Apologies: I'm well noob
I have an items class
class item(ind:Int,freq:Int,gap:Int){}
I have an ordered list of ints
val listVar = a.toList
where a is an array
I want a list of items called metrics where
ind is the (unique) integer
freq is the number of times that ind appears in list
gap is the minimum gap between ind and the number in the list before it
so far I have:
def metrics = for {
n <- 0 until 255
listVar filter (x == n) count > 0
}
yield new item(n, (listVar filter == n).count,0)
It's crap and I know it - any clues?
Well, some of it is easy:
val freqMap = listVar groupBy identity mapValues (_.size)
This gives you ind and freq. To get gap I'd use a fold:
val gapMap = listVar.sliding(2).foldLeft(Map[Int, Int]()) {
case (map, List(prev, ind)) =>
map + (ind -> (map.getOrElse(ind, Int.MaxValue) min ind - prev))
}
Now you just need to unify them:
freqMap.keys.map( k => new item(k, freqMap(k), gapMap.getOrElse(k, 0)) )
Ideally you want to traverse the list only once and in the course for each different Int, you want to increment a counter (the frequency) as well as keep track of the minimum gap.
You can use a case class to store the frequency and the minimum gap, the value stored will be immutable. Note that minGap may not be defined.
case class Metric(frequency: Int, minGap: Option[Int])
In the general case you can use a Map[Int, Metric] to lookup the Metric immutable object. Looking for the minimum gap is the harder part. To look for gap, you can use the sliding(2) method. It will traverse the list with a sliding window of size two allowing to compare each Int to its previous value so that you can compute the gap.
Finally you need to accumulate and update the information as you traverse the list. This can be done by folding each element of the list into your temporary result until you traverse the whole list and get the complete result.
Putting things together:
listVar.sliding(2).foldLeft(
Map[Int, Metric]().withDefaultValue(Metric(0, None))
) {
case (map, List(a, b)) =>
val metric = map(b)
val newGap = metric.minGap match {
case None => math.abs(b - a)
case Some(gap) => math.min(gap, math.abs(b - a))
}
val newMetric = Metric(metric.frequency + 1, Some(newGap))
map + (b -> newMetric)
case (map, List(a)) =>
map + (a -> Metric(1, None))
case (map, _) =>
map
}
Result for listVar: List[Int] = List(2, 2, 4, 4, 0, 2, 2, 2, 4, 4)

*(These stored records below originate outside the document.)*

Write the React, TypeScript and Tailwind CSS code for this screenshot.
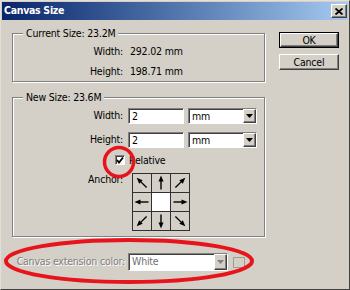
import React from 'react';

const raised =
  'bg-[#d4d0c8] border border-t-white border-l-white border-r-[#404040] border-b-[#404040] shadow-[inset_-1px_-1px_0_#808080]';
const sunken =
  'bg-white border border-t-[#808080] border-l-[#808080] border-r-white border-b-white shadow-[inset_1px_1px_0_#404040]';
const etched = 'border border-[#808080] shadow-[inset_1px_1px_0_#fff,1px_1px_0_#fff]';

function DropArrow({ disabled }: { disabled?: boolean }) {
  return (
    <div className={`${raised} w-[13px] h-full flex items-center justify-center`}>
      <svg width="7" height="4" viewBox="0 0 7 4">
        <polygon points="0,0 7,0 3.5,4" fill={disabled ? '#808080' : '#000'} />
      </svg>
    </div>
  );
}

function Select({ value, className, disabled }: { value: string; className: string; disabled?: boolean }) {
  return (
    <div className={`${sunken} ${className} flex items-stretch`}>
      <span className={`flex-1 pl-[3px] leading-[14px] ${disabled ? 'text-[#707070]' : 'text-black'}`}>{value}</span>
      <DropArrow disabled={disabled} />
    </div>
  );
}

// base arrow points up, rotated about the cell centre
function Arrow({ angle }: { angle: number }) {
  return (
    <svg width="18" height="18" viewBox="0 0 18 18">
      <g transform={`rotate(${angle} 9 9)`}>
        <line x1="9" y1="15.5" x2="9" y2="6" stroke="#000" strokeWidth="1.4" />
        <polygon points="9,1.5 6.5,7.5 11.5,7.5" fill="#000" />
      </g>
    </svg>
  );
}

function AnchorGrid() {
  const angles = [-45, 0, 45, -90, null, 90, -135, 180, 135];
  return (
    <div className="grid grid-cols-[18px_18px_18px] grid-rows-[18px_18px_18px] gap-px bg-[#303030] border border-[#303030] w-[58px] h-[58px]">
      {angles.map((a, i) =>
        a === null ? (
          <div key={i} className="bg-white" />
        ) : (
          <div key={i} className="bg-[#d4d0c8] flex items-center justify-center">
            <Arrow angle={a} />
          </div>
        )
      )}
    </div>
  );
}

export default function App() {
  return (
    <div className="relative w-[350px] h-[290px] bg-[#d4d0c8] border border-t-[#e4e0d8] border-l-[#e4e0d8] border-r-[#404040] border-b-[#404040] p-px text-[10.5px] tracking-[-0.2px] text-black font-['DejaVu_Sans_Condensed','DejaVu_Sans',sans-serif] overflow-hidden">
      {/* title bar */}
      <div className="h-[18px] bg-linear-to-r from-[#0a246a] to-[#a6caf0] flex items-center justify-between pl-[2px] pr-[1px]">
        <span className="text-white font-bold text-[10.5px] tracking-[-0.3px]">Canvas Size</span>
        <div className={`${raised} w-[16px] h-[14px] flex items-center justify-center`}>
          <svg width="8" height="7" viewBox="0 0 8 7">
            <path d="M0.5 0.5 L7.5 6.5 M7.5 0.5 L0.5 6.5" stroke="#000" strokeWidth="1.8" />
          </svg>
        </div>
      </div>

      <div className="flex pl-[10px] pt-[7px]">
        <div className="w-[253px] flex flex-col">
          <fieldset className={`${etched} w-[253px]`}>
            <legend className="ml-[10px] px-[3px] leading-[12px] bg-[#d4d0c8]">Current Size: 23.2M</legend>
            <div className="grid grid-cols-[110px_auto] gap-x-[7px] pt-[2px] leading-[20px]">
              <span className="text-right">Width:</span>
              <span>292.02 mm</span>
              <span className="text-right">Height:</span>
              <span>198.71 mm</span>
            </div>
          </fieldset>

          <fieldset className={`${etched} w-[253px] mt-[9px] pb-[5px]`}>
            <legend className="ml-[10px] px-[3px] leading-[12px] bg-[#d4d0c8]">New Size: 23.6M</legend>
            <div className="flex items-center mt-[5px] h-[16px]">
              <span className="w-[110px] text-right">Width:</span>
              <div className={`${sunken} ml-[5px] w-[56px] h-[16px] pl-[3px] leading-[14px]`}>2</div>
              <Select value="mm" className="ml-[4px] w-[69px] h-[16px]" />
            </div>
            <div className="flex items-center mt-[8px] h-[16px]">
              <span className="w-[110px] text-right">Height:</span>
              <div className={`${sunken} ml-[5px] w-[56px] h-[16px] pl-[3px] leading-[14px]`}>2</div>
              <Select value="mm" className="ml-[4px] w-[69px] h-[16px]" />
            </div>
            <div className="flex items-center mt-[6px] h-[12px] pl-[102px] gap-[4px]">
              <div className={`${sunken} w-[10px] h-[10px] flex items-center justify-center`}>
                <svg width="8" height="8" viewBox="0 0 8 8">
                  <polyline points="1,4 3,6.5 7,1.5" fill="none" stroke="#000" strokeWidth="1.8" />
                </svg>
              </div>
              <span className="leading-[12px]">Relative</span>
            </div>
            <div className="flex items-start mt-[7px]">
              <span className="w-[110px] text-right leading-[12px]">Anchor:</span>
              <div className="ml-[9px]">
                <AnchorGrid />
              </div>
            </div>
          </fieldset>

          <div className="flex items-center mt-[16px] h-[18px]">
            <div className="w-[113px] flex justify-end">
              <span className="shrink-0 whitespace-nowrap text-[#808080] [text-shadow:1px_1px_0_#fff]">Canvas extension color:</span>
            </div>
            <Select value="White" disabled className="ml-[3px] w-[100px] h-[18px]" />
            <div className="ml-[5px] w-[12px] h-[11px] border border-[#a09c94]" />
          </div>
        </div>

        <div className="ml-[14px] mt-[5px] flex flex-col gap-[6px]">
          <div className="border border-black w-[60px] h-[16px]">
            <div className={`${raised} w-full h-full flex items-center justify-center leading-none`}>OK</div>
          </div>
          <div className={`${raised} w-[60px] h-[16px] flex items-center justify-center leading-none`}>Cancel</div>
        </div>
      </div>

      {/* red annotation marks */}
      <svg className="absolute left-0 top-0 pointer-events-none" width="350" height="290" viewBox="0 0 350 290">
        <circle cx="118" cy="161" r="14.5" fill="none" stroke="#e8141c" strokeWidth="3.5" />
        <ellipse cx="128" cy="260" rx="123" ry="21" fill="none" stroke="#e8141c" strokeWidth="4" />
      </svg>
    </div>
  );
}
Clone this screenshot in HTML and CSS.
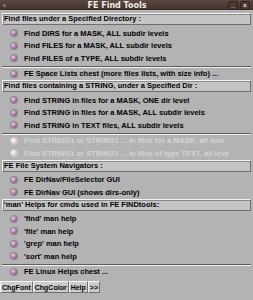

scala.collection.immutable.Map[Int,Metric] = Map(2 -> Metric(4,Some(0)),
4 -> Metric(4,Some(0)), 0 -> Metric(1,Some(4)))
You can then turn the result into your desired item class using map.toSeq.map((i, m) => new Item(i, m.frequency, m.minGap.getOrElse(-1))).
You can also create directly your Item object in the process, but I thought the code would be harder to read.